The data is there. We now need a trained generation of humanists who ask interesting questions and can manipulate data to help bring Canada’s humanities scholarship into the 21st century. As historians increasingly turn to online sources like the Programming Historian, begin to blog and engage with data, the shape of our profession will begin to shift accordingly. Hopefully, governments will continue to support digital humanties research by making datasets available in a way that will maximize their utility to present and future scholars.

Notes

  1. See: Implementation of Canada’s Action Plan on Open Government (Year-1) Self-Assessment Report. http://open.canada.ca/en/implementation-canadas-action-plan-open-government-year-1-self-assessment-report.
  2. Franco Moretti, Graphs, Maps, Trees: Abstract Models for Literary History,Verso, New York, 2007).
  3. See: http://www.parl.gc.ca/housechamberbusiness/ChamberSittings.aspx.

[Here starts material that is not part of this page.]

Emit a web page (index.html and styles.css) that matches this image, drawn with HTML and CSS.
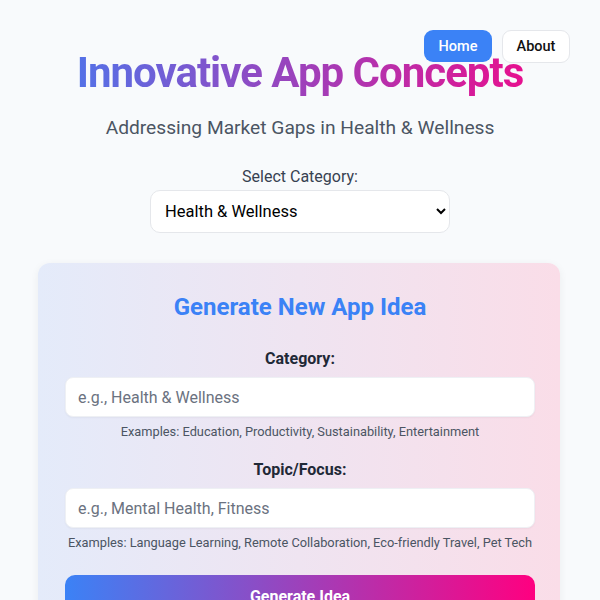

  4. When other historians tell me that they are not digital historians, I often ask them if they use Google to help with their research – and if so, if they know how PageRank works. For more on this, see Ted Underwood, “Theorizing Research Practices We Forgot to Theorize Twenty Years Ago,” Representations 127, no. 1 (August 2014): 64–72, doi:10.1525/rep.2014.127.1.64.
  5. The concept is described in David M. Blei, Andrew Y. Ng, and Michael I. Jordan, “Latent Dirichlet Allocation,” Journal of Machine Learning Research 3 (2003): 993–1022. An extremely good explanation can also be found in Matthew L. Jockers, “The LDA Buffet Is Now Open; Or, Latent Dirichlet Allocation for English Majors,” Matthew L. Jockers Blog, September 29, 2011, http://www.matthewjockers.net/2011/09/29/the-lda-buffet-is-now-open-or-latent-dirichlet-allocation-for-english-majors/.
  6. Shawn Graham, Scott Weingart, and Ian Milligan, “Getting Started with Topic Modeling and MALLET,” Programming Historian, September 2, 2012, http://programminghistorian.org/lessons/topic-modeling-and-mallet.
  7. Ian McKay and Jamie Swift, Warrior Nation: Rebranding Canada in an Age of Anxiety (Toronto: Between the Lines, 2012).